Мой ангел проснется сегодня часам к девяти,
Когда гололед за окошком укроет деревья,
И кот замяучит за нашей закрытою дверью
В безумном желанье хотя б на минутку войти..
Мой ангел-хранитель — орехов и фруктов любитель,
Кошмаров ночных и вечерних невзгод победитель,
Хороших вестей и плохих новостей повелитель,
Целитель, мыслитель, ревнитель и домостроитель…
А в городе снег, он везде – на бульваре и в небе,
В автобусах, в мыслях, на купленном только что хлебе.

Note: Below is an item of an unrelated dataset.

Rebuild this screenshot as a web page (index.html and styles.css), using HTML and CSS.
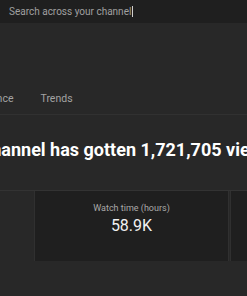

Я знаю, мой ангел был создан из этой метели,
Из вычурных слов не дошедшей до нас пасторели.
Он ночью летает над городом, зная пути
Сомнений моих и моих неудач ежедневных,
Он помнит, что сделать, он сделает всё непременно,
Как только проснется примерно часам к девяти…
Мой ангел-хранитель – души моей грешной ревнитель,
Квартиры, компьютера, кофе великий правитель,
Судьбы сыновей справедливый и верный вершитель,
Стихов моих новых ценитель, читатель, любитель.
А в городе снег, гололедица, грохот орудий,
по городу ходят какие-то грустные люди,
машины несутся навстречу вину и ночлегу,
чтоб в этом ночлеге в окне были промельки снега.